In Israel, an excavation about 100 meters north of the old city wall of Acre [AWK-ra] revealed a unique Crusader period find, a hoard of 350 marble pieces. According to Dr. Edna Stern, excavation director of the Israel Antiquities Authority, a find like this has never before been discovered from the Kingdom of Jerusalem, the Thirteenth Century Crusader realm whose capital was Acre. During the excavations, researchers happened on a cellar sealed by a collapse of building stones and charred beams. Beneath the cellar floor they discovered some 350 marble items and colored stones, including two broken marble tombstones with Latin inscriptions, one belonging to a person named Maratinus. Also found were flat marble slabs and marble tiles of various sizes and colors. Stern listed the many items that were found, among them a large stone cross and a large fragment of porphyry, a rare precious purple stone, which was the color of royalty in Roman times. Crusader-era Acre was an important center for international trade and the marble hoard reflects the magnificent buildings that were erected here but have not survived, as well as the commerce and the wealth of its residents. Just as architectural trends today incorporate wooden doors from India or roof tiles from old Italian buildings into modern villas, at that time people in Acre integrated ancient architectural items from the Roman and Byzantine periods into their constructions. One reason was that, like today, people at that time also yearned for the classic and the exotic. Written sources also show that such stones had practical as well as aesthetic value. Earlier materials were regularly bought and sold for reuse in buildings. Stern assumes that the owner of the hoard, whether as a merchant or collecting the stones for his own building, was concerned about some impending risk of war and therefore buried the valuable stones until such time as the tension abated. However, the cache of stones in the end was not sold. The building was destroyed in 1291 when Crusader Acre was conquered by the Mameluks and was almost completely leveled. The marble hoard has been transferred to the Israel Antiquities Authority for further study.

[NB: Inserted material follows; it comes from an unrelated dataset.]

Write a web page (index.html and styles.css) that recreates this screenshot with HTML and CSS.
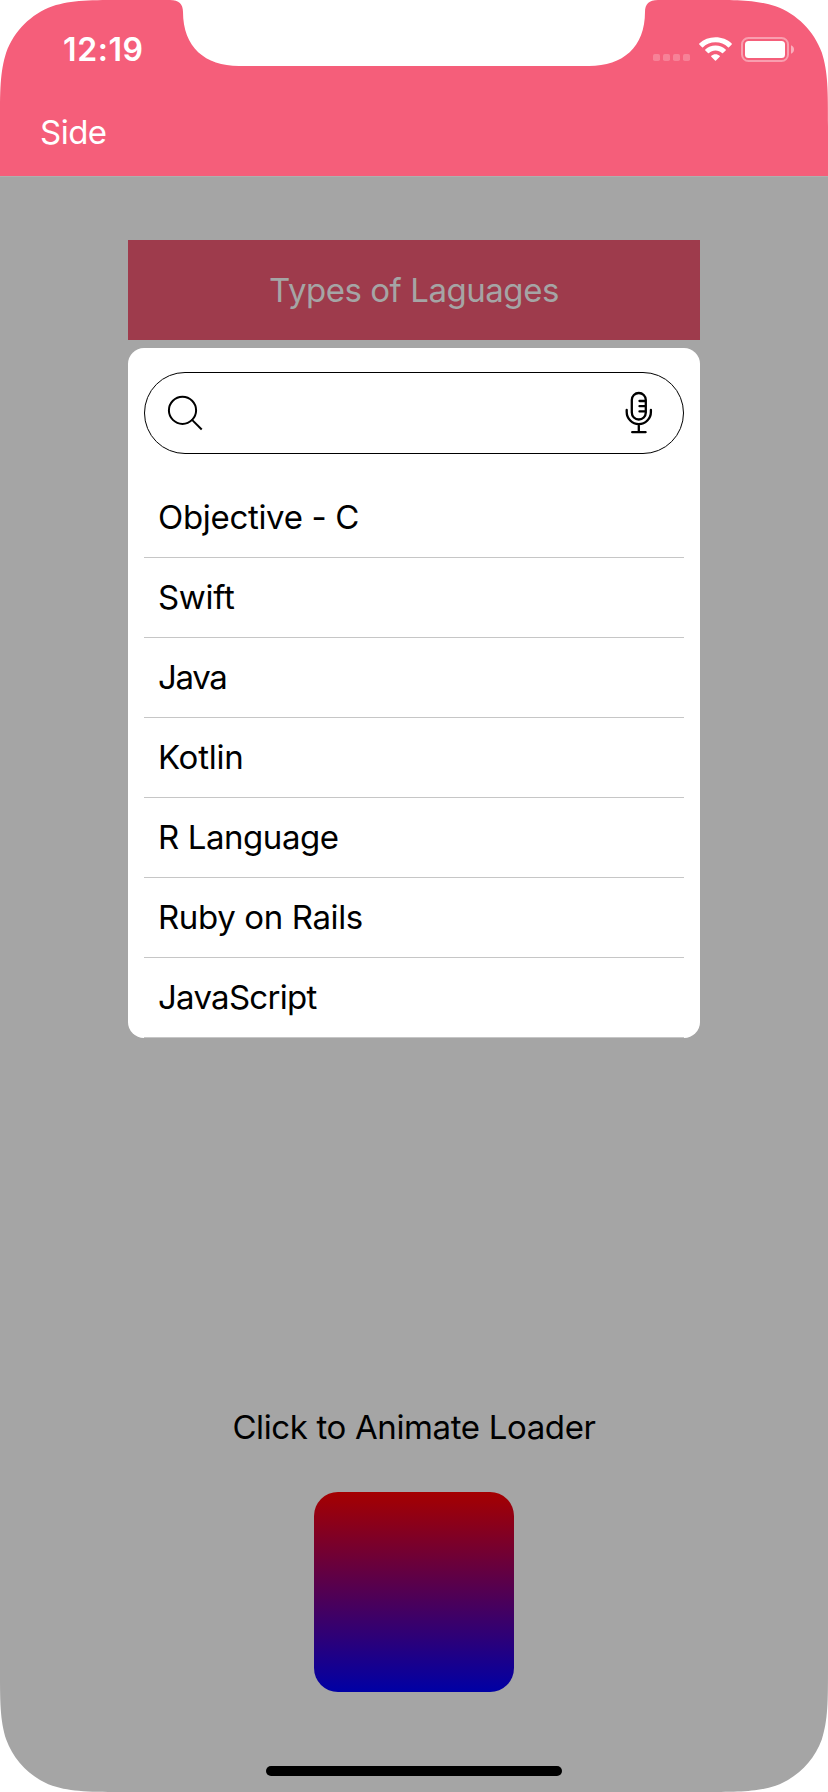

Medieval ship remains found in German lake


Now we shift to Germany, where archaeologists have finished recovering a 600-year-old ship from Lake Constance discovered near a medieval Benedictine abbey. An ice skater reported the shallow wreck off the lake’s Reichenau Island in the winter of 2006, and subsequent dives and carbon testing by archaeologists revealed it was from the 14th Century. According to Dr. Peter Zaar, spokesperson for the Stuttgart regional commission, researchers believe it could be the oldest shipwreck ever found in the lake. One other boat is also known from the 14th Century, but more testing is required to confirm the date of the new find. After the first dive in early 2006, it was clear that there was limited time to document and save the boat from environmental dangers. Archaeologists were also concerned that decreasing winter water levels, boat traffic and ice movement on Lake Constance could destroy the nine-meter long wooden boat. This week marked the end of a four-day diving operation to recover the exposed parts of the boat, which will now be taken to a laboratory for further examination. Afterwards the ship will be returned to a deeper resting place at the lake floor near Reichenau Island where it will be best preserved. Ample archaeological evidence shows that Lake Constance has been used for trade and transport since the Stone Age. Monks at the Reichenau Abbey on the island are known to have used the lake both for fishing and for trade. The recovery project is part of an EU sponsored “Interegg IV” program to preserve historic elements from erosion at Lake Constance and Lake Zurich.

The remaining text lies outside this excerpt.